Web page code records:
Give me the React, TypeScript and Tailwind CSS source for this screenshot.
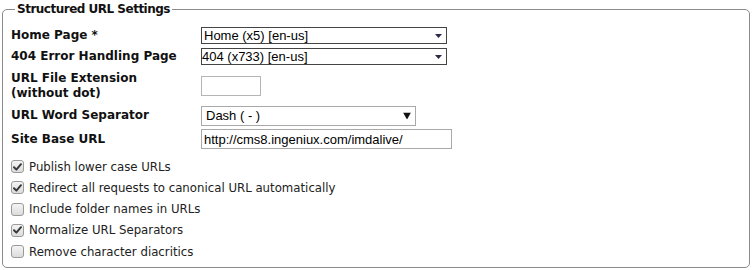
import React from "react";

// Small down arrow used by the compact page pickers
function TinyArrow() {
  return (
    <svg width="7" height="4" viewBox="0 0 7 4" className="absolute right-[5px] top-1/2 -translate-y-1/2 pointer-events-none">
      <path d="M0 0h7L3.5 4z" fill="#2a2a44" />
    </svg>
  );
}

function BigArrow() {
  return (
    <svg width="8" height="7" viewBox="0 0 8 7" className="absolute right-[5px] top-1/2 -translate-y-1/2 pointer-events-none">
      <path d="M0 0h8L4 7z" fill="#111" />
    </svg>
  );
}

const CHECKS = [
  { label: "Publish lower case URLs", checked: true },
  { label: "Redirect all requests to canonical URL automatically", checked: true },
  { label: "Include folder names in URLs", checked: false },
  { label: "Normalize URL Separators", checked: true },
  { label: "Remove character diacritics", checked: false },
];

function Check({ checked }: { checked: boolean }) {
  return (
    <span className="w-[13px] h-[13px] rounded-[3px] border border-[#9a9a9a] bg-gradient-to-b from-[#f4f4f4] to-[#dcdcdc] flex items-center justify-center shrink-0">
      {checked && (
        <svg width="9" height="8" viewBox="0 0 9 8">
          <path d="M1 4.2 3.4 6.6 8 1.2" stroke="#3a3a3a" strokeWidth="2" fill="none" strokeLinecap="round" strokeLinejoin="round" />
        </svg>
      )}
    </span>
  );
}

export default function App() {
  return (
    <div className="w-[752px] h-[270px] bg-white px-[2px] pt-[1px] font-['DejaVu_Sans',sans-serif] text-[#111]">
      <fieldset className="h-[267px] border border-[#8a8a8a] rounded-[5px] pl-[8px] pr-2">
        <legend className="ml-[4px] px-[2px] text-[12px] font-bold leading-[16px] tracking-[-0.5px]">Structured URL Settings</legend>

        {/* Settings rows */}
        <div className="mt-[8px] flex flex-col text-[12px] font-bold leading-[15px]">
          <div className="h-[21px] flex items-center">
            <label className="w-[190px] shrink-0">Home Page *</label>
            <div className="relative">
              <select className="appearance-none w-[246px] h-[17px] border border-[#444] bg-white pl-[2px] font-['Liberation_Sans',Arial,sans-serif] font-normal text-[13px] leading-[15px] text-black outline-none">
                <option>Home (x5) [en-us]</option>
              </select>
              <TinyArrow />
            </div>
          </div>
          <div className="h-[21px] flex items-center">
            <label className="w-[190px] shrink-0">404 Error Handling Page</label>
            <div className="relative">
              <select className="appearance-none w-[246px] h-[17px] border border-[#444] bg-white pl-[0px] font-['Liberation_Sans',Arial,sans-serif] font-normal text-[13px] leading-[15px] text-black outline-none">
                <option>404 (x733) [en-us]</option>
              </select>
              <TinyArrow />
            </div>
          </div>
          <div className="h-[37px] flex items-center">
            <label className="w-[190px] shrink-0">
              URL File Extension
              <br />
              (without dot)
            </label>
            <input className="w-[60px] h-[20px] border border-[#b5b5b5] bg-white outline-none" />
          </div>
          <div className="h-[23px] flex items-center">
            <label className="w-[190px] shrink-0">URL Word Separator</label>
            <div className="relative">
              <select className="appearance-none w-[215px] h-[20px] border border-[#a9a9a9] bg-white pl-[4px] font-['Liberation_Sans',Arial,sans-serif] font-normal text-[13px] text-black outline-none">
                <option>Dash ( - )</option>
              </select>
              <BigArrow />
            </div>
          </div>
          <div className="h-[24px] flex items-center">
            <label className="w-[190px] shrink-0">Site Base URL</label>
            <input
              defaultValue="http://cms8.ingeniux.com/imdalive/"
              className="w-[251px] h-[20px] border border-[#a9a9a9] bg-white px-[2px] font-['Liberation_Sans',Arial,sans-serif] font-normal text-[13px] text-black outline-none"
            />
          </div>
        </div>

        {/* Option checkboxes */}
        <div className="mt-[5px] flex flex-col text-[11.75px] leading-[14px] text-[#222]">
          {CHECKS.map((c) => (
            <div key={c.label} className="h-[21.25px] flex items-center gap-[5px]">
              <Check checked={c.checked} />
              <span>{c.label}</span>
            </div>
          ))}
        </div>
      </fieldset>
    </div>
  );
}
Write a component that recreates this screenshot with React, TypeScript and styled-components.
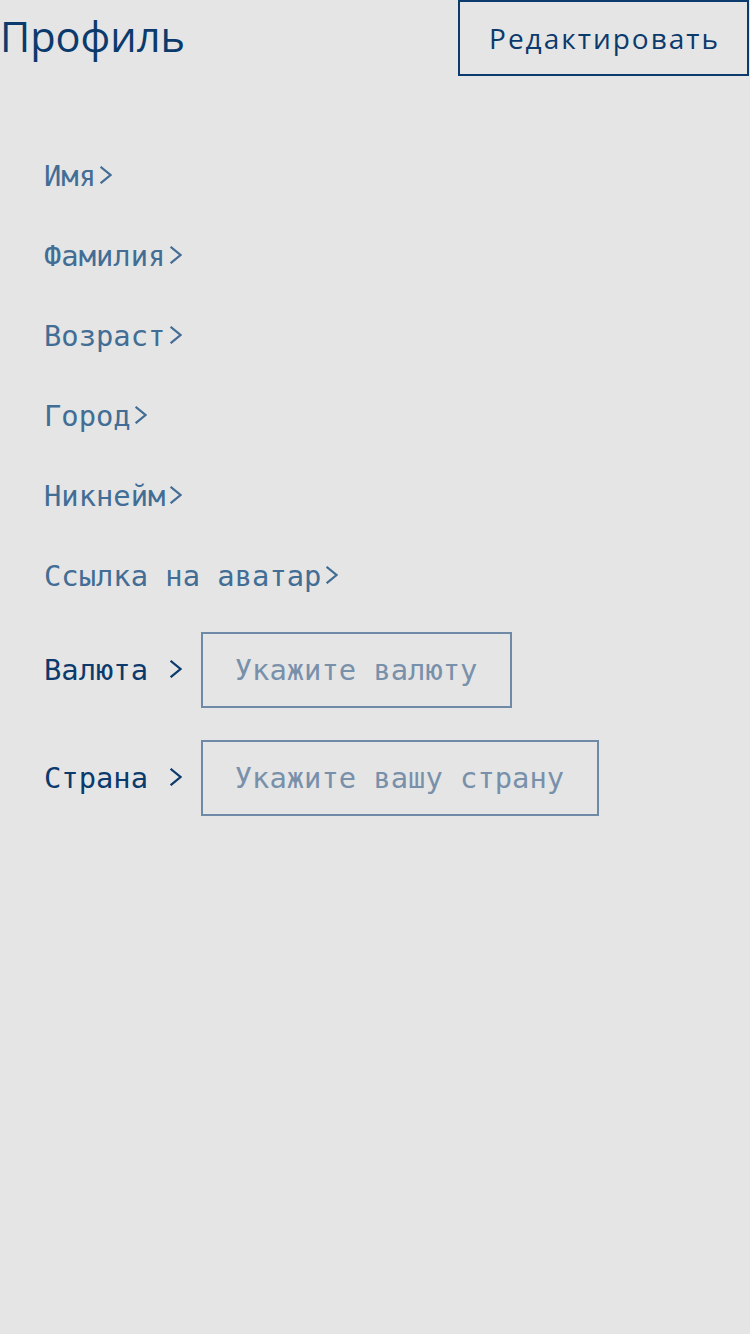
import React from "react";
import styled, { createGlobalStyle } from "styled-components";

const Global = createGlobalStyle`
  html, body { margin: 0; padding: 0; background: #e5e5e5; }
  body { min-height: 1334px; }
  * { box-sizing: border-box; }
`;

const Page = styled.div`
  width: 750px;
  min-height: 1334px;
  background: #e5e5e5;
`;

const Header = styled.header`
  display: flex;
  justify-content: space-between;
  align-items: flex-start;
  height: 76px;
  padding-right: 1px;
`;

const Title = styled.h1`
  margin: 0;
  padding-top: 8px;
  font-family: "Open Sans", sans-serif;
  font-weight: 400;
  font-size: 41.5px;
  line-height: 56px;
  color: #0b3a6c;
`;

const EditButton = styled.button`
  height: 76px;
  padding: 0 27px 0 29px;
  border: 2px solid #0b3a6c;
  background: transparent;
  font-family: "Open Sans", sans-serif;
  font-size: 28px;
  letter-spacing: 2px;
  color: #0b3a6c;
  cursor: pointer;
`;

const List = styled.div`
  display: flex;
  flex-direction: column;
  padding-left: 44px;
  margin-top: 60px;
`;

const Item = styled.div`
  height: 80px;
  line-height: 80px;
  font-family: "DejaVu Sans Mono", monospace;
  font-size: 28.8px;
  color: #426d95;
  white-space: pre;
`;

const ChevronCell = styled.span`
  display: inline-block;
  width: 0.602em;
  height: 18px;
  line-height: 0;
  text-align: center;
  vertical-align: 2px;
  svg {
    display: inline-block;
    width: 12px;
    height: 18px;
    margin-left: 3px;
  }
`;

const Chevron = () => (
  <ChevronCell>
    <svg viewBox="0 0 12 18" fill="none" stroke="currentColor" strokeWidth="2.2" strokeLinecap="square">
      <path d="M1.5 1.5 L10.5 9 L1.5 16.5" />
    </svg>
  </ChevronCell>
);

const Fields = styled.div`
  display: flex;
  flex-direction: column;
  gap: 32px;
  margin-top: 16px;
`;

const Field = styled.label`
  display: flex;
  align-items: center;
  height: 76px;
  font-family: "DejaVu Sans Mono", monospace;
  font-size: 28.8px;
  color: #0b3a6c;
`;

const FieldLabel = styled.span`
  white-space: pre;
  margin-right: 18px;
`;

const Input = styled.input<{ $chars: number }>`
  width: calc(${(p) => p.$chars * 0.602}em + 69px);
  height: 76px;
  padding: 0 0 0 32px;
  border: 2px solid #6f8aa7;
  background: transparent;
  font-family: "DejaVu Sans Mono", monospace;
  font-size: 28.8px;
  color: #0b3a6c;
  outline: none;
  &::placeholder {
    color: #7890aa;
  }
`;

const items = ["Имя", "Фамилия", "Возраст", "Город", "Никнейм", "Ссылка на аватар"];

export default function App() {
  return (
    <Page>
      <Global />
      <Header>
        <Title>Профиль</Title>
        <EditButton>Редактировать</EditButton>
      </Header>
      <List>
        {items.map((t) => (
          <Item key={t}>
            {t}
            <Chevron />
          </Item>
        ))}
        <Fields>
          <Field>
            <FieldLabel>
              Валюта <Chevron />
            </FieldLabel>
            <Input $chars={14} placeholder="Укажите валюту" />
          </Field>
          <Field>
            <FieldLabel>
              Страна <Chevron />
            </FieldLabel>
            <Input $chars={19} placeholder="Укажите вашу страну" />
          </Field>
        </Fields>
      </List>
    </Page>
  );
}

**Stated task**.
Every line should be retyped exactly, with the pictures omitted.

**Problem solution**.
Give me the React, TypeScript and Tailwind CSS source for this screenshot.
import React from "react";

// Small down arrow used by the compact page pickers
function TinyArrow() {
  return (
    <svg width="7" height="4" viewBox="0 0 7 4" className="absolute right-[5px] top-1/2 -translate-y-1/2 pointer-events-none">
      <path d="M0 0h7L3.5 4z" fill="#2a2a44" />
    </svg>
  );
}

function BigArrow() {
  return (
    <svg width="8" height="7" viewBox="0 0 8 7" className="absolute right-[5px] top-1/2 -translate-y-1/2 pointer-events-none">
      <path d="M0 0h8L4 7z" fill="#111" />
    </svg>
  );
}

const CHECKS = [
  { label: "Publish lower case URLs", checked: true },
  { label: "Redirect all requests to canonical URL automatically", checked: true },
  { label: "Include folder names in URLs", checked: false },
  { label: "Normalize URL Separators", checked: true },
  { label: "Remove character diacritics", checked: false },
];

function Check({ checked }: { checked: boolean }) {
  return (
    <span className="w-[13px] h-[13px] rounded-[3px] border border-[#9a9a9a] bg-gradient-to-b from-[#f4f4f4] to-[#dcdcdc] flex items-center justify-center shrink-0">
      {checked && (
        <svg width="9" height="8" viewBox="0 0 9 8">
          <path d="M1 4.2 3.4 6.6 8 1.2" stroke="#3a3a3a" strokeWidth="2" fill="none" strokeLinecap="round" strokeLinejoin="round" />
        </svg>
      )}
    </span>
  );
}

export default function App() {
  return (
    <div className="w-[752px] h-[270px] bg-white px-[2px] pt-[1px] font-['DejaVu_Sans',sans-serif] text-[#111]">
      <fieldset className="h-[267px] border border-[#8a8a8a] rounded-[5px] pl-[8px] pr-2">
        <legend className="ml-[4px] px-[2px] text-[12px] font-bold leading-[16px] tracking-[-0.5px]">Structured URL Settings</legend>

        {/* Settings rows */}
        <div className="mt-[8px] flex flex-col text-[12px] font-bold leading-[15px]">
          <div className="h-[21px] flex items-center">
            <label className="w-[190px] shrink-0">Home Page *</label>
            <div className="relative">
              <select className="appearance-none w-[246px] h-[17px] border border-[#444] bg-white pl-[2px] font-['Liberation_Sans',Arial,sans-serif] font-normal text-[13px] leading-[15px] text-black outline-none">
                <option>Home (x5) [en-us]</option>
              </select>
              <TinyArrow />
            </div>
          </div>
          <div className="h-[21px] flex items-center">
            <label className="w-[190px] shrink-0">404 Error Handling Page</label>
            <div className="relative">
              <select className="appearance-none w-[246px] h-[17px] border border-[#444] bg-white pl-[0px] font-['Liberation_Sans',Arial,sans-serif] font-normal text-[13px] leading-[15px] text-black outline-none">
                <option>404 (x733) [en-us]</option>
              </select>
              <TinyArrow />
            </div>
          </div>
          <div className="h-[37px] flex items-center">
            <label className="w-[190px] shrink-0">
              URL File Extension
              <br />
              (without dot)
            </label>
            <input className="w-[60px] h-[20px] border border-[#b5b5b5] bg-white outline-none" />
          </div>
          <div className="h-[23px] flex items-center">
            <label className="w-[190px] shrink-0">URL Word Separator</label>
            <div className="relative">
              <select className="appearance-none w-[215px] h-[20px] border border-[#a9a9a9] bg-white pl-[4px] font-['Liberation_Sans',Arial,sans-serif] font-normal text-[13px] text-black outline-none">
                <option>Dash ( - )</option>
              </select>
              <BigArrow />
            </div>
          </div>
          <div className="h-[24px] flex items-center">
            <label className="w-[190px] shrink-0">Site Base URL</label>
            <input
              defaultValue="http://cms8.ingeniux.com/imdalive/"
              className="w-[251px] h-[20px] border border-[#a9a9a9] bg-white px-[2px] font-['Liberation_Sans',Arial,sans-serif] font-normal text-[13px] text-black outline-none"
            />
          </div>
        </div>

        {/* Option checkboxes */}
        <div className="mt-[5px] flex flex-col text-[11.75px] leading-[14px] text-[#222]">
          {CHECKS.map((c) => (
            <div key={c.label} className="h-[21.25px] flex items-center gap-[5px]">
              <Check checked={c.checked} />
              <span>{c.label}</span>
            </div>
          ))}
        </div>
      </fieldset>
    </div>
  );
}
Write a component that recreates this screenshot with React, TypeScript and styled-components.
import React from "react";
import styled, { createGlobalStyle } from "styled-components";

const Global = createGlobalStyle`
  html, body { margin: 0; padding: 0; background: #e5e5e5; }
  body { min-height: 1334px; }
  * { box-sizing: border-box; }
`;

const Page = styled.div`
  width: 750px;
  min-height: 1334px;
  background: #e5e5e5;
`;

const Header = styled.header`
  display: flex;
  justify-content: space-between;
  align-items: flex-start;
  height: 76px;
  padding-right: 1px;
`;

const Title = styled.h1`
  margin: 0;
  padding-top: 8px;
  font-family: "Open Sans", sans-serif;
  font-weight: 400;
  font-size: 41.5px;
  line-height: 56px;
  color: #0b3a6c;
`;

const EditButton = styled.button`
  height: 76px;
  padding: 0 27px 0 29px;
  border: 2px solid #0b3a6c;
  background: transparent;
  font-family: "Open Sans", sans-serif;
  font-size: 28px;
  letter-spacing: 2px;
  color: #0b3a6c;
  cursor: pointer;
`;

const List = styled.div`
  display: flex;
  flex-direction: column;
  padding-left: 44px;
  margin-top: 60px;
`;

const Item = styled.div`
  height: 80px;
  line-height: 80px;
  font-family: "DejaVu Sans Mono", monospace;
  font-size: 28.8px;
  color: #426d95;
  white-space: pre;
`;

const ChevronCell = styled.span`
  display: inline-block;
  width: 0.602em;
  height: 18px;
  line-height: 0;
  text-align: center;
  vertical-align: 2px;
  svg {
    display: inline-block;
    width: 12px;
    height: 18px;
    margin-left: 3px;
  }
`;

const Chevron = () => (
  <ChevronCell>
    <svg viewBox="0 0 12 18" fill="none" stroke="currentColor" strokeWidth="2.2" strokeLinecap="square">
      <path d="M1.5 1.5 L10.5 9 L1.5 16.5" />
    </svg>
  </ChevronCell>
);

const Fields = styled.div`
  display: flex;
  flex-direction: column;
  gap: 32px;
  margin-top: 16px;
`;

const Field = styled.label`
  display: flex;
  align-items: center;
  height: 76px;
  font-family: "DejaVu Sans Mono", monospace;
  font-size: 28.8px;
  color: #0b3a6c;
`;

const FieldLabel = styled.span`
  white-space: pre;
  margin-right: 18px;
`;

const Input = styled.input<{ $chars: number }>`
  width: calc(${(p) => p.$chars * 0.602}em + 69px);
  height: 76px;
  padding: 0 0 0 32px;
  border: 2px solid #6f8aa7;
  background: transparent;
  font-family: "DejaVu Sans Mono", monospace;
  font-size: 28.8px;
  color: #0b3a6c;
  outline: none;
  &::placeholder {
    color: #7890aa;
  }
`;

const items = ["Имя", "Фамилия", "Возраст", "Город", "Никнейм", "Ссылка на аватар"];

export default function App() {
  return (
    <Page>
      <Global />
      <Header>
        <Title>Профиль</Title>
        <EditButton>Редактировать</EditButton>
      </Header>
      <List>
        {items.map((t) => (
          <Item key={t}>
            {t}
            <Chevron />
          </Item>
        ))}
        <Fields>
          <Field>
            <FieldLabel>
              Валюта <Chevron />
            </FieldLabel>
            <Input $chars={14} placeholder="Укажите валюту" />
          </Field>
          <Field>
            <FieldLabel>
              Страна <Chevron />
            </FieldLabel>
            <Input $chars={19} placeholder="Укажите вашу страну" />
          </Field>
        </Fields>
      </List>
    </Page>
  );
}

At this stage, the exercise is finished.